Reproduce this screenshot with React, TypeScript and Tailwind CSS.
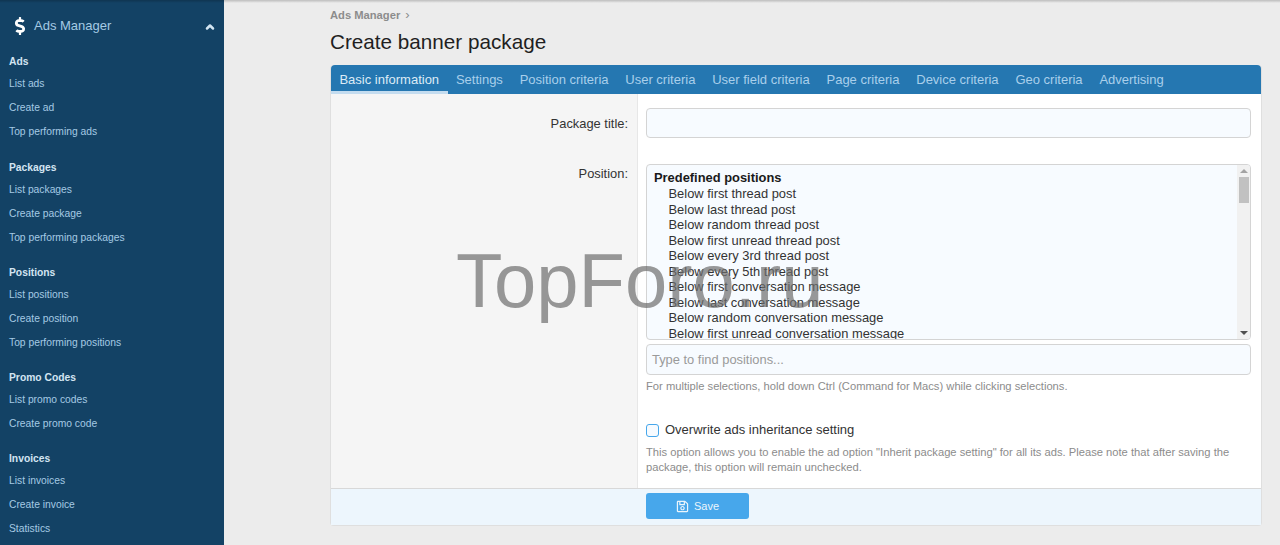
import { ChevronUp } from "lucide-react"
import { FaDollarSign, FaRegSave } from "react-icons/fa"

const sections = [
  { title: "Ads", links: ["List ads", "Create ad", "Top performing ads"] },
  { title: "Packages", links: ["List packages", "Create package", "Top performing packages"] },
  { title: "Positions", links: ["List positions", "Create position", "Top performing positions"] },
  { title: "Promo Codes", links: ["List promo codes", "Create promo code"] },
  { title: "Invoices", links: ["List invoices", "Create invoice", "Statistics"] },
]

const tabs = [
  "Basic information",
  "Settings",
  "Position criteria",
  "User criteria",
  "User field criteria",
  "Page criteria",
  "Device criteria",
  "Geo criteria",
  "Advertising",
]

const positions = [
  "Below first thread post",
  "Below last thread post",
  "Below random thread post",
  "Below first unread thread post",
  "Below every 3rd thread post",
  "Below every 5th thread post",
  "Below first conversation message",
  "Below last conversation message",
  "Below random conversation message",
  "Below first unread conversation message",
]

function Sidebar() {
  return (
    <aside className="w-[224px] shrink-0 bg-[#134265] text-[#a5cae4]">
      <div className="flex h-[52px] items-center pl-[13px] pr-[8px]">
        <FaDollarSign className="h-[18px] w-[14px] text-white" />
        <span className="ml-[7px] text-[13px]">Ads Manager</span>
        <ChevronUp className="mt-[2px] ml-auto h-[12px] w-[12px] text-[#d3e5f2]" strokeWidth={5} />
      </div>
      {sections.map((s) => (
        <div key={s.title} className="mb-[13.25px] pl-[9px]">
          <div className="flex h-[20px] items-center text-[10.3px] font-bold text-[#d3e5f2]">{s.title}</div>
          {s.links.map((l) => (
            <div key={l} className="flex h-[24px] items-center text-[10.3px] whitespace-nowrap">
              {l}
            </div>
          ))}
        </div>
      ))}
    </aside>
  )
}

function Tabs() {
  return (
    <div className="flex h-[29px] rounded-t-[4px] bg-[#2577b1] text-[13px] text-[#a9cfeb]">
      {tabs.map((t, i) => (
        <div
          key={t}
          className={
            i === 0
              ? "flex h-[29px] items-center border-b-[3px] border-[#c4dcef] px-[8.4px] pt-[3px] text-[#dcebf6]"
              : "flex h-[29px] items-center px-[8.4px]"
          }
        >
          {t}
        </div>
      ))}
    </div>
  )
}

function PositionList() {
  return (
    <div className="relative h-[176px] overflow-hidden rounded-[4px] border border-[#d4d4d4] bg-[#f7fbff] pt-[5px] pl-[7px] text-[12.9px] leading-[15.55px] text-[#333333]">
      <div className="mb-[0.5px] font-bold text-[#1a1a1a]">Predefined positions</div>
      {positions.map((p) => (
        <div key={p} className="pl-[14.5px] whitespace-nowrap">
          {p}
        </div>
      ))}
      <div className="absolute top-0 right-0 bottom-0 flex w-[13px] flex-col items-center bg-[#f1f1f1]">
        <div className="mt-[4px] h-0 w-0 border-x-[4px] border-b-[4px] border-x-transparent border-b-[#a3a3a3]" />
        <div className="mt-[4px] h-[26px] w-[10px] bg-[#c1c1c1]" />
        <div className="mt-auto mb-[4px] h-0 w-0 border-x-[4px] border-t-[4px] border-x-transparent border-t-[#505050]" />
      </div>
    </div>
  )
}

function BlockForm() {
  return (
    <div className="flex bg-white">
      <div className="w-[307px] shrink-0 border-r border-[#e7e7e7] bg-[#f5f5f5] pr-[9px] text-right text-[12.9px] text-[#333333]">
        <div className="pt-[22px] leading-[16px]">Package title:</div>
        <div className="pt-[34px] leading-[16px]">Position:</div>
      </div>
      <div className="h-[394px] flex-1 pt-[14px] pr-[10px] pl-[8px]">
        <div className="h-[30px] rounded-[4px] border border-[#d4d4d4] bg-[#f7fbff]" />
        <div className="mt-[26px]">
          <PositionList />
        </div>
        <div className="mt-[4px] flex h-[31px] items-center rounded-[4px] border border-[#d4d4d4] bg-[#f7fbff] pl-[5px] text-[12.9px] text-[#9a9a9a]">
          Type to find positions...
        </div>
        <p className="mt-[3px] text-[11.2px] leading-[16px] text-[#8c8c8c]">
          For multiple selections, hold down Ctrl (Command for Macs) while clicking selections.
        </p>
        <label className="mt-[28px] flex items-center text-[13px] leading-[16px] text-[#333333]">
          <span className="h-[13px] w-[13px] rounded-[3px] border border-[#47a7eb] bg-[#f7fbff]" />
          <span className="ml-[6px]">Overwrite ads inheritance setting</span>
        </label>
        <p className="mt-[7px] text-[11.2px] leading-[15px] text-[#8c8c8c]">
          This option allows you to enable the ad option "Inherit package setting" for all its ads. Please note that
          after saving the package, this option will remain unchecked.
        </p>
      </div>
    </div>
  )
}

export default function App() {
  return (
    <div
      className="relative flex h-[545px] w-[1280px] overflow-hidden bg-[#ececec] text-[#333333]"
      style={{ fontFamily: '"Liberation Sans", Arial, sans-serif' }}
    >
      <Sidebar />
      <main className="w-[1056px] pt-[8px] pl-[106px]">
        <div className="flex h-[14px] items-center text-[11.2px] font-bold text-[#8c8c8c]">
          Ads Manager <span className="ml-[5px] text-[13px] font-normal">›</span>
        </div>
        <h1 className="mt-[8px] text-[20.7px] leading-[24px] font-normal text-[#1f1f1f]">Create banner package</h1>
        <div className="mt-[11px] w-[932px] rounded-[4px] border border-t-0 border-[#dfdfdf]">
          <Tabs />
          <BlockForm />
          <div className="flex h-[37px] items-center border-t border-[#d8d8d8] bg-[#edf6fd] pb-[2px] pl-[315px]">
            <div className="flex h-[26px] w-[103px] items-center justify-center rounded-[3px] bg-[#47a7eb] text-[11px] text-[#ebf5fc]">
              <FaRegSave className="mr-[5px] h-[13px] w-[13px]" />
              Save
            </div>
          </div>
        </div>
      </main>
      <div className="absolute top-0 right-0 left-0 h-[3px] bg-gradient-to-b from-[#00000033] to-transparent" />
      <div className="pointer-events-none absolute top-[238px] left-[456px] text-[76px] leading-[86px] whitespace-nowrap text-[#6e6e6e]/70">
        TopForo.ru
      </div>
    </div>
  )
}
□ □ □ □
Without the pictures, write out the whole listing above exactly as it appears.

# [SOLUTION TO THE PROBLEM]
Reproduce this screenshot with React, TypeScript and Tailwind CSS.
import { ChevronUp } from "lucide-react"
import { FaDollarSign, FaRegSave } from "react-icons/fa"

const sections = [
  { title: "Ads", links: ["List ads", "Create ad", "Top performing ads"] },
  { title: "Packages", links: ["List packages", "Create package", "Top performing packages"] },
  { title: "Positions", links: ["List positions", "Create position", "Top performing positions"] },
  { title: "Promo Codes", links: ["List promo codes", "Create promo code"] },
  { title: "Invoices", links: ["List invoices", "Create invoice", "Statistics"] },
]

const tabs = [
  "Basic information",
  "Settings",
  "Position criteria",
  "User criteria",
  "User field criteria",
  "Page criteria",
  "Device criteria",
  "Geo criteria",
  "Advertising",
]

const positions = [
  "Below first thread post",
  "Below last thread post",
  "Below random thread post",
  "Below first unread thread post",
  "Below every 3rd thread post",
  "Below every 5th thread post",
  "Below first conversation message",
  "Below last conversation message",
  "Below random conversation message",
  "Below first unread conversation message",
]

function Sidebar() {
  return (
    <aside className="w-[224px] shrink-0 bg-[#134265] text-[#a5cae4]">
      <div className="flex h-[52px] items-center pl-[13px] pr-[8px]">
        <FaDollarSign className="h-[18px] w-[14px] text-white" />
        <span className="ml-[7px] text-[13px]">Ads Manager</span>
        <ChevronUp className="mt-[2px] ml-auto h-[12px] w-[12px] text-[#d3e5f2]" strokeWidth={5} />
      </div>
      {sections.map((s) => (
        <div key={s.title} className="mb-[13.25px] pl-[9px]">
          <div className="flex h-[20px] items-center text-[10.3px] font-bold text-[#d3e5f2]">{s.title}</div>
          {s.links.map((l) => (
            <div key={l} className="flex h-[24px] items-center text-[10.3px] whitespace-nowrap">
              {l}
            </div>
          ))}
        </div>
      ))}
    </aside>
  )
}

function Tabs() {
  return (
    <div className="flex h-[29px] rounded-t-[4px] bg-[#2577b1] text-[13px] text-[#a9cfeb]">
      {tabs.map((t, i) => (
        <div
          key={t}
          className={
            i === 0
              ? "flex h-[29px] items-center border-b-[3px] border-[#c4dcef] px-[8.4px] pt-[3px] text-[#dcebf6]"
              : "flex h-[29px] items-center px-[8.4px]"
          }
        >
          {t}
        </div>
      ))}
    </div>
  )
}

function PositionList() {
  return (
    <div className="relative h-[176px] overflow-hidden rounded-[4px] border border-[#d4d4d4] bg-[#f7fbff] pt-[5px] pl-[7px] text-[12.9px] leading-[15.55px] text-[#333333]">
      <div className="mb-[0.5px] font-bold text-[#1a1a1a]">Predefined positions</div>
      {positions.map((p) => (
        <div key={p} className="pl-[14.5px] whitespace-nowrap">
          {p}
        </div>
      ))}
      <div className="absolute top-0 right-0 bottom-0 flex w-[13px] flex-col items-center bg-[#f1f1f1]">
        <div className="mt-[4px] h-0 w-0 border-x-[4px] border-b-[4px] border-x-transparent border-b-[#a3a3a3]" />
        <div className="mt-[4px] h-[26px] w-[10px] bg-[#c1c1c1]" />
        <div className="mt-auto mb-[4px] h-0 w-0 border-x-[4px] border-t-[4px] border-x-transparent border-t-[#505050]" />
      </div>
    </div>
  )
}

function BlockForm() {
  return (
    <div className="flex bg-white">
      <div className="w-[307px] shrink-0 border-r border-[#e7e7e7] bg-[#f5f5f5] pr-[9px] text-right text-[12.9px] text-[#333333]">
        <div className="pt-[22px] leading-[16px]">Package title:</div>
        <div className="pt-[34px] leading-[16px]">Position:</div>
      </div>
      <div className="h-[394px] flex-1 pt-[14px] pr-[10px] pl-[8px]">
        <div className="h-[30px] rounded-[4px] border border-[#d4d4d4] bg-[#f7fbff]" />
        <div className="mt-[26px]">
          <PositionList />
        </div>
        <div className="mt-[4px] flex h-[31px] items-center rounded-[4px] border border-[#d4d4d4] bg-[#f7fbff] pl-[5px] text-[12.9px] text-[#9a9a9a]">
          Type to find positions...
        </div>
        <p className="mt-[3px] text-[11.2px] leading-[16px] text-[#8c8c8c]">
          For multiple selections, hold down Ctrl (Command for Macs) while clicking selections.
        </p>
        <label className="mt-[28px] flex items-center text-[13px] leading-[16px] text-[#333333]">
          <span className="h-[13px] w-[13px] rounded-[3px] border border-[#47a7eb] bg-[#f7fbff]" />
          <span className="ml-[6px]">Overwrite ads inheritance setting</span>
        </label>
        <p className="mt-[7px] text-[11.2px] leading-[15px] text-[#8c8c8c]">
          This option allows you to enable the ad option "Inherit package setting" for all its ads. Please note that
          after saving the package, this option will remain unchecked.
        </p>
      </div>
    </div>
  )
}

export default function App() {
  return (
    <div
      className="relative flex h-[545px] w-[1280px] overflow-hidden bg-[#ececec] text-[#333333]"
      style={{ fontFamily: '"Liberation Sans", Arial, sans-serif' }}
    >
      <Sidebar />
      <main className="w-[1056px] pt-[8px] pl-[106px]">
        <div className="flex h-[14px] items-center text-[11.2px] font-bold text-[#8c8c8c]">
          Ads Manager <span className="ml-[5px] text-[13px] font-normal">›</span>
        </div>
        <h1 className="mt-[8px] text-[20.7px] leading-[24px] font-normal text-[#1f1f1f]">Create banner package</h1>
        <div className="mt-[11px] w-[932px] rounded-[4px] border border-t-0 border-[#dfdfdf]">
          <Tabs />
          <BlockForm />
          <div className="flex h-[37px] items-center border-t border-[#d8d8d8] bg-[#edf6fd] pb-[2px] pl-[315px]">
            <div className="flex h-[26px] w-[103px] items-center justify-center rounded-[3px] bg-[#47a7eb] text-[11px] text-[#ebf5fc]">
              <FaRegSave className="mr-[5px] h-[13px] w-[13px]" />
              Save
            </div>
          </div>
        </div>
      </main>
      <div className="absolute top-0 right-0 left-0 h-[3px] bg-gradient-to-b from-[#00000033] to-transparent" />
      <div className="pointer-events-none absolute top-[238px] left-[456px] text-[76px] leading-[86px] whitespace-nowrap text-[#6e6e6e]/70">
        TopForo.ru
      </div>
    </div>
  )
}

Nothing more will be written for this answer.